From vocational certificates to bachelor's degrees
In 1916, the Farm's 314 students occupied the original campus. The institution grew at a breakneck pace over the next four decades. By 1951, it had expanded to a size of. Along the way, it was renamed in 1922 to become the Northern Branch of the College of Agriculture, and in 1938, it became the College of Agriculture at Davis.Initially, no degrees were awarded at Davis. From the very beginning in January 1909, students in the College of Agriculture at Berkeley enrolled at Davis for a single semester to obtain practical training on an actual farm alongside the Farm School students, but had to return to Berkeley to earn their degrees. Because the non-degree program at Davis was so disconnected from the traditional degree programs on the main Berkeley campus, agricultural interests began to agitate to separate Davis and the entire College of Agriculture from the University of California. This forced the regents in 1922 to silence such proposals by initially authorizing a two-year undergraduate program at Davis. By sharing faculty members between Berkeley and Davis and hiring a few more faculty members, the university was able to provide almost all courses of a "complete undergraduate program" at Davis—that is, a four-year program leading to the bachelor's degree. The first class graduated from Davis in 1926.

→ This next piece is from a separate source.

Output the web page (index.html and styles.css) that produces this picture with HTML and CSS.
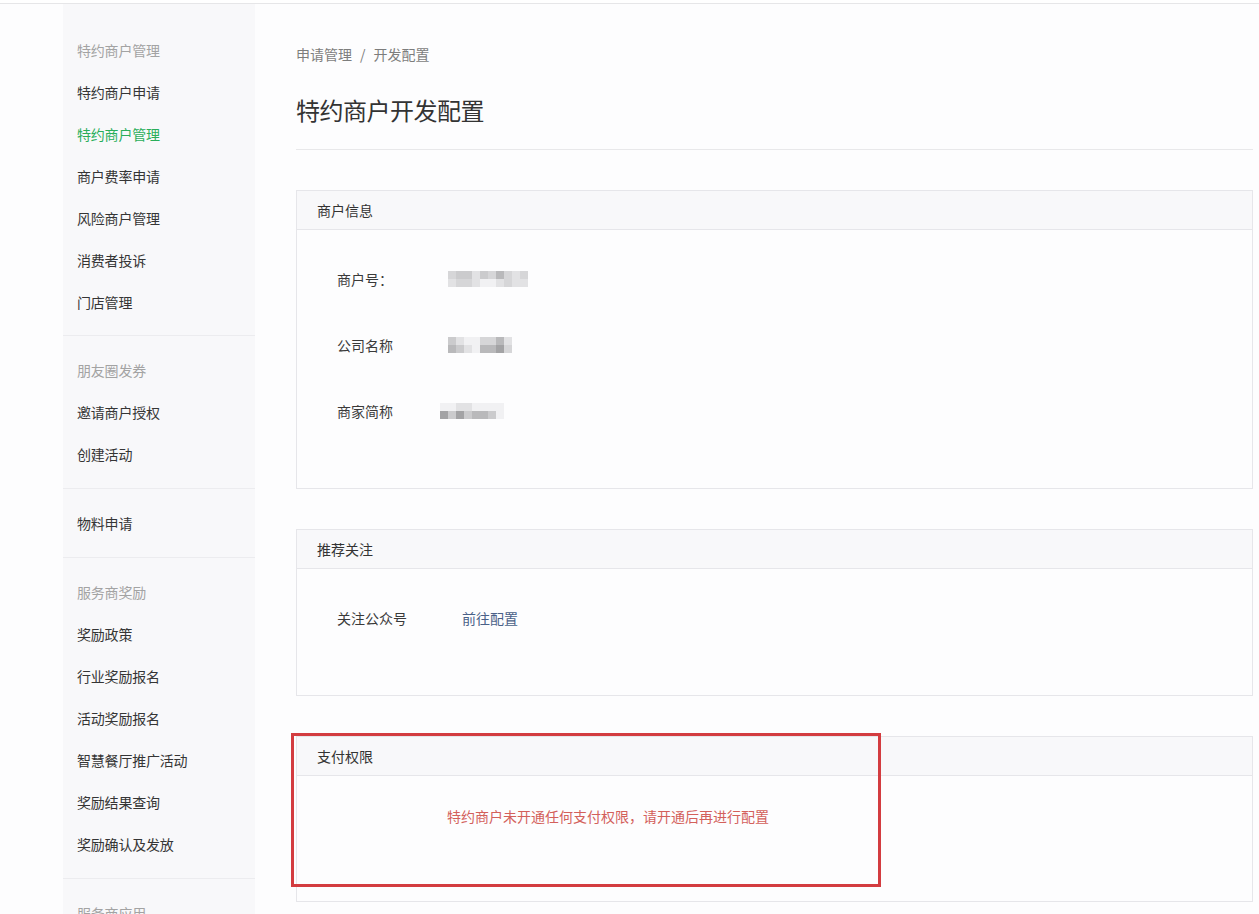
FILE: index.html
```html
<!DOCTYPE html>
<html lang="zh-CN">
<head>
  <meta charset="UTF-8" />
  <title>特约商户开发配置</title>
  <link rel="stylesheet" href="styles.css">
</head>
<body>
  <div class="topline"></div>

  <div class="page">
    <!-- SIDEBAR -->
    <aside class="sidebar">
      <div class="group">
        <div class="group-title">特约商户管理</div>
        <a class="item">特约商户申请</a>
        <a class="item active">特约商户管理</a>
        <a class="item">商户费率申请</a>
        <a class="item">风险商户管理</a>
        <a class="item">消费者投诉</a>
        <a class="item">门店管理</a>
      </div>
      <div class="group">
        <div class="group-title">朋友圈发券</div>
        <a class="item">邀请商户授权</a>
        <a class="item">创建活动</a>
      </div>
      <div class="group">
        <a class="item">物料申请</a>
      </div>
      <div class="group">
        <div class="group-title">服务商奖励</div>
        <a class="item">奖励政策</a>
        <a class="item">行业奖励报名</a>
        <a class="item">活动奖励报名</a>
        <a class="item">智慧餐厅推广活动</a>
        <a class="item">奖励结果查询</a>
        <a class="item">奖励确认及发放</a>
      </div>
      <div class="group">
        <div class="group-title">服务商应用</div>
      </div>
    </aside>

    <!-- MAIN -->
    <main class="main">
      <div class="page-head">
        <div class="crumbs">申请管理<span class="sep">/</span>开发配置</div>
        <h1>特约商户开发配置</h1>
      </div>

      <section class="panel">
        <div class="panel-head">商户信息</div>
        <div class="panel-body">
          <div class="row">
            <span class="label">商户号：</span>
            <span class="mosaic m1">
              <i class="c2"></i><i class="c3"></i><i class="c3"></i><i class="c1"></i><i class="c3"></i><i class="c2"></i><i class="c4"></i><i class="c2"></i><i class="c1"></i><i class="c2"></i>
              <i class="c1"></i><i class="c2"></i><i class="c2"></i><i class="c1"></i><i class="c0"></i><i class="c0"></i><i class="c1"></i><i class="c2"></i><i class="c1"></i><i class="c1"></i>
            </span>
          </div>
          <div class="row">
            <span class="label">公司名称</span>
            <span class="mosaic m2">
              <i class="c3"></i><i class="c1"></i><i class="c0"></i><i class="c0"></i><i class="c2"></i><i class="c2"></i><i class="c4"></i><i class="c1"></i>
              <i class="c4"></i><i class="c3"></i><i class="c1"></i><i class="c0"></i><i class="c4"></i><i class="c4"></i><i class="c5"></i><i class="c2"></i>
            </span>
          </div>
          <div class="row">
            <span class="label">商家简称</span>
            <span class="mosaic m3">
              <i class="c0"></i><i class="c0"></i><i class="c1"></i><i class="c1"></i><i class="c0"></i><i class="c0"></i><i class="c0"></i><i class="c0"></i>
              <i class="c5"></i><i class="c3"></i><i class="c5"></i><i class="c3"></i><i class="c4"></i><i class="c4"></i><i class="c3"></i><i class="c0"></i>
            </span>
          </div>
        </div>
      </section>

      <section class="panel">
        <div class="panel-head">推荐关注</div>
        <div class="panel-body">
          <div class="row">
            <span class="label">关注公众号</span>
            <a class="link">前往配置</a>
          </div>
        </div>
      </section>

      <section class="panel pay">
        <div class="panel-head">支付权限</div>
        <div class="panel-body">
          <p class="warn">特约商户未开通任何支付权限，请开通后再进行配置</p>
        </div>
        <div class="mark" aria-hidden="true"></div>
      </section>
    </main>
  </div>
</body>
</html>
```

FILE: styles.css
```css
/* Reset and base */
* {
  box-sizing: border-box;
  margin: 0;
  padding: 0;
}

body {
  font-family: "Noto Sans CJK SC", "Noto Sans", sans-serif;
  background: #fdfdfe;
  color: #333;
  font-size: 14px;
  overflow: hidden;
}

.topline {
  height: 4px;
  background: #fff;
  border-bottom: 1px solid #e6e6e8;
}

.page {
  display: flex;
  padding-left: 63px;
  align-items: flex-start;
}

/* SIDEBAR */
.sidebar {
  width: 192px;
  flex-shrink: 0;
  background: #f8f8fa;
  padding-top: 12px;
  min-height: 920px;
}

.group {
  padding: 13px 0;
  border-bottom: 1px solid #ececef;
}

.group:first-child {
  padding-bottom: 12px;
}

.group-title,
.item {
  display: block;
  height: 42px;
  line-height: 42px;
  padding-left: 14px;
  font-size: 14px;
  letter-spacing: -0.2px;
}

.group-title {
  color: #a3a3a3;
}

.item {
  color: #353535;
  text-decoration: none;
  cursor: pointer;
}

.item.active {
  color: #2aae5a;
}

/* MAIN */
.main {
  flex: 1;
  padding: 40px 6px 0 41px;
}

.page-head {
  border-bottom: 1px solid #e8e8ea;
  padding-bottom: 23px;
  margin-bottom: 40px;
}

.crumbs {
  line-height: 20px;
  font-size: 14px;
  color: #7d7d7d;
}

.crumbs .sep {
  margin: 0 8px;
}

h1 {
  margin-top: 30px;
  font-size: 24px;
  line-height: 32px;
  font-weight: 400;
  color: #333;
  letter-spacing: -0.5px;
}

/* Panels */
.panel {
  position: relative;
  border: 1px solid #e6e6ea;
  background: #fdfdfe;
  margin-bottom: 40px;
}

.panel + .panel + .panel {
  margin-top: 1px;
}

.panel-head {
  height: 39px;
  line-height: 38px;
  padding-left: 20px;
  background: #f8f8fa;
  border-bottom: 1px solid #e6e6ea;
  font-size: 14px;
  color: #333;
}

.panel-body {
  padding: 16px 0 44px 40px;
}

.row {
  display: flex;
  align-items: center;
  height: 66px;
}

.label {
  margin-right: 55px;
  color: #3a3a3a;
}

.link {
  color: #4a6188;
  text-decoration: none;
  cursor: pointer;
}

/* blurred values */
.mosaic {
  display: grid;
  grid-template-columns: repeat(10, 8px);
  grid-auto-rows: 8px;
  filter: blur(0.6px);
}

.mosaic.m2,
.mosaic.m3 {
  grid-template-columns: repeat(8, 8px);
}

.mosaic.m3 {
  margin-left: -8px;
}

.mosaic i { display: block; }
.mosaic .c0 { background: #f1f1f3; }
.mosaic .c1 { background: #e2e2e4; }
.mosaic .c2 { background: #d6d6d8; }
.mosaic .c3 { background: #cbcbcd; }
.mosaic .c4 { background: #b9b9bb; }
.mosaic .c5 { background: #a3a3a5; }

/* Payment panel */
.pay .panel-body {
  padding: 30px 0 75px 150px;
}

.warn {
  line-height: 20px;
  font-size: 14px;
  color: #d3605b;
}

/* annotation box drawn over the screenshot */
.mark {
  position: absolute;
  left: -6px;
  top: -4px;
  width: 590px;
  height: 154px;
  border: 3px solid #d33c40;
  pointer-events: none;
}
```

UC regularly appointed faculty members to joint positions at both Berkeley and Davis. This was possible because the two campuses are separated by only 53 miles, and the opening of a new bridge over the Carquinez Strait in 1927 greatly shortened the drive between them. Sharing faculty meant that the two campuses have always had an amicable relationship, in that Davis gradually developed its own strong identity while remaining proud of its older sibling. Thus, Davis did not suffer from the kind of "hang-ups" which at Los Angeles culminated in a systemwide decentralization process from 1957 to 1960 in which the regents and the UC president delegated most of their powers and responsibilities to chancellors at the campus level. Davis still retains a few traditions from its early era when its identity was much more intertwined with Berkeley, such as the Bossy Cow-Cow cheer, a parody of Berkeley's Oski Yell.
In 1941, the state legislature authorized the creation of a school of veterinary medicine at Davis, but the school's launch was severely delayed by the entrance of the United States into World War II and it did not open until 1948. In 1943, the U.S. Army Signal Corps took over Davis to use the campus as a training facility. The Davis campus was not returned to civilian use until the end of 1944.

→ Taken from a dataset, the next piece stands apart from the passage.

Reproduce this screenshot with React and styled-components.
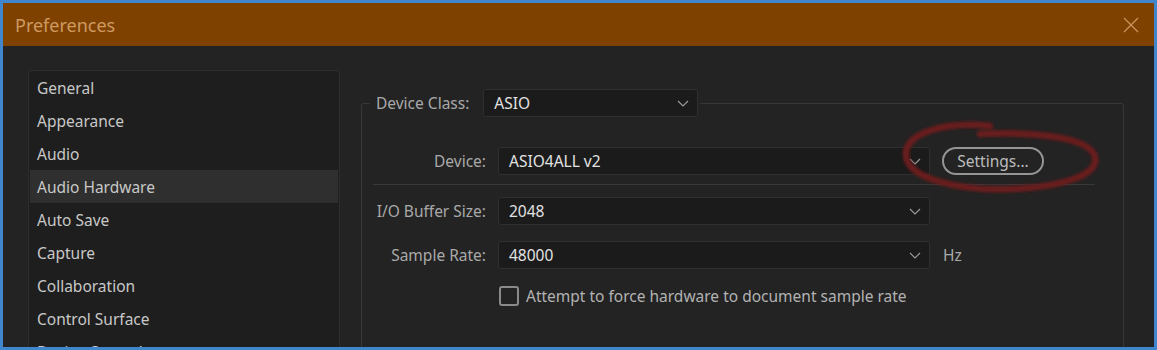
import styled, { createGlobalStyle } from 'styled-components';

const GlobalStyle = createGlobalStyle`
  * { box-sizing: border-box; }
  body {
    margin: 0;
    background: #3f86cc;
    font-family: "Noto Sans", "Open Sans", sans-serif;
  }
`;

const Frame = styled.div`
  width: 1157px;
  height: 350px;
  padding: 3px;
  background: #3f86cc;
  display: flex;
  flex-direction: column;
`;

const Window = styled.div`
  flex: 1;
  min-height: 0;
  display: flex;
  flex-direction: column;
  background: #232323;
  overflow: hidden;
`;

const TitleBar = styled.header`
  height: 43px;
  flex-shrink: 0;
  display: flex;
  align-items: center;
  justify-content: space-between;
  padding: 0 12px 0 12px;
  background: #7e4100;
  color: #cf9a60;
  font-size: 18px;
`;

const CloseButton = styled.button`
  width: 22px;
  height: 22px;
  padding: 0;
  border: none;
  background: transparent;
  display: flex;
  align-items: center;
  justify-content: center;
  & svg {
    stroke: #c8935c;
  }
`;

const Body = styled.div`
  flex: 1;
  min-height: 0;
  display: flex;
  gap: 21px;
  padding: 24px 30px 0 25px;
`;

const Sidebar = styled.ul`
  width: 312px;
  flex-shrink: 0;
  margin: 0;
  padding: 0 1px;
  list-style: none;
  background: #1e1e1e;
  border: 1px solid #2d2d2d;
  border-bottom: none;
  border-radius: 3px 3px 0 0;
`;

const NavItem = styled.li`
  height: 33px;
  display: flex;
  align-items: center;
  padding-left: 7px;
  color: #c8c8c8;
  font-size: 15.5px;
  background: ${(p) => (p.$active ? '#2f2f2f' : 'transparent')};
`;

const Content = styled.div`
  flex: 1;
  display: flex;
  flex-direction: column;
  padding-top: 19px;
`;

const Group = styled.fieldset`
  flex: 1;
  margin: 0;
  min-width: 0;
  padding: 30px 28px 0 8px;
  border: 1px solid #373737;
  border-bottom: none;
  border-radius: 3px 3px 0 0;
`;

const Legend = styled.legend`
  display: flex;
  align-items: center;
  gap: 14px;
  padding: 0 2px 0 6px;
`;

const Label = styled.span`
  color: #a9a9a9;
  font-size: 15.5px;
  white-space: nowrap;
`;

const RowLabel = styled(Label)`
  width: 110px;
  flex-shrink: 0;
  text-align: right;
`;

const Rows = styled.div`
  display: flex;
  flex-direction: column;
  padding-left: 6px;
`;

const Row = styled.div`
  position: relative;
  display: flex;
  align-items: center;
  gap: 12px;
  height: 28px;
  margin-top: ${(p) => p.$top || 0}px;
`;

const Select = styled.div`
  width: ${(p) => p.$width}px;
  height: 28px;
  flex-shrink: 0;
  display: flex;
  align-items: center;
  justify-content: space-between;
  padding: 0 8px 0 10px;
  background: #1b1b1b;
  border: 1px solid #2f2f2f;
  border-radius: 3px;
  color: #e2e2e2;
  font-size: 15.5px;
`;

const Divider = styled.hr`
  margin: 9px 0 12px -3px;
  border: none;
  height: 1px;
  background: #393939;
`;

const SettingsButton = styled.button`
  width: 102px;
  height: 28px;
  padding: 0;
  border: 2px solid #959595;
  border-radius: 14px;
  background: transparent;
  color: #bcbcbc;
  font-family: inherit;
  font-size: 15.5px;
`;

const Unit = styled.span`
  color: #a9a9a9;
  font-size: 15.5px;
  margin-left: 1px;
`;

const CheckRow = styled.label`
  display: flex;
  align-items: center;
  gap: 7px;
  margin-top: 16px;
  padding-left: 123px;
  color: #b2b2b2;
  font-size: 15.5px;
`;

const CheckBox = styled.span`
  width: 20px;
  height: 20px;
  border: 2px solid #8a8a8a;
  border-radius: 3px;
`;

const Annotation = styled.svg`
  position: absolute;
  left: 520px;
  top: -30px;
  pointer-events: none;
  overflow: visible;
`;

const Chevron = () => (
  <svg width="12" height="7" viewBox="0 0 12 7" fill="none">
    <polyline points="1,1 6,6 11,1" stroke="#9d9d9d" strokeWidth="1.1" />
  </svg>
);

const Dropdown = ({ width, value }) => (
  <Select $width={width}>
    <span>{value}</span>
    <Chevron />
  </Select>
);

const items = [
  'General',
  'Appearance',
  'Audio',
  'Audio Hardware',
  'Auto Save',
  'Capture',
  'Collaboration',
  'Control Surface',
  'Device Control',
];

export default function App() {
  return (
    <>
      <GlobalStyle />
      <Frame>
        <Window>
          <TitleBar>
            <span>Preferences</span>
            <CloseButton>
              <svg width="16" height="16" viewBox="0 0 16 16" fill="none">
                <path d="M1 1 L15 15 M15 1 L1 15" strokeWidth="1.3" />
              </svg>
            </CloseButton>
          </TitleBar>
          <Body>
            <Sidebar>
              {items.map((item) => (
                <NavItem key={item} $active={item === 'Audio Hardware'}>
                  {item}
                </NavItem>
              ))}
            </Sidebar>
            <Content>
              <Group>
                <Legend>
                  <Label>Device Class:</Label>
                  <Dropdown width={215} value="ASIO" />
                </Legend>
                <Rows>
                  <Row>
                    <RowLabel>Device:</RowLabel>
                    <Dropdown width={432} value="ASIO4ALL v2" />
                    <SettingsButton>Settings...</SettingsButton>
                    <Annotation width="210" height="80" viewBox="0 0 210 80">
                      <defs>
                        <filter id="blur" x="-10%" y="-20%" width="120%" height="140%">
                          <feGaussianBlur stdDeviation="1.6" />
                        </filter>
                      </defs>
                      <path
                        d="M94 9 C 46 4, 9 17, 10 38 C 11 62, 64 74, 114 72 C 166 70, 203 58, 199 40 C 195 22, 146 14, 84 17"
                        fill="none"
                        stroke="#6a1a1c"
                        strokeWidth="6.5"
                        strokeLinecap="round"
                        filter="url(#blur)"
                      />
                    </Annotation>
                  </Row>
                  <Divider />
                  <Row>
                    <RowLabel>I/O Buffer Size:</RowLabel>
                    <Dropdown width={432} value="2048" />
                  </Row>
                  <Row $top={16}>
                    <RowLabel>Sample Rate:</RowLabel>
                    <Dropdown width={432} value="48000" />
                    <Unit>Hz</Unit>
                  </Row>
                  <CheckRow>
                    <CheckBox />
                    Attempt to force hardware to document sample rate
                  </CheckRow>
                </Rows>
              </Group>
            </Content>
          </Body>
        </Window>
      </Frame>
    </>
  );
}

From 1926 to 1947, all Davis students earning bachelor's degrees had to travel to Berkeley for graduation. In 1948, "the regents agreed to decentralize graduations". In a ceremony at Davis that year, UC President Robert Gordon Sproul "awarded 101 bachelor of science degrees in agriculture", along with 195 certificates to graduates of the two-year vocational program.
In 1949, UC expanded the Davis campus to what is now West Campus by purchasing the 526-acre Straloch Farm to the west from its owner, Harry Hopkins. The farm came with an 86-acre private airport constructed by Hopkins in 1946. The University Airport is still the only one in the UC system.
Meanwhile, enrollment in the two-year vocational program was falling, as similar options were becoming more widely available elsewhere. In fall 1958, the campus administration announced that the two-year vocational program would be discontinued, and the last certificates were awarded in 1960.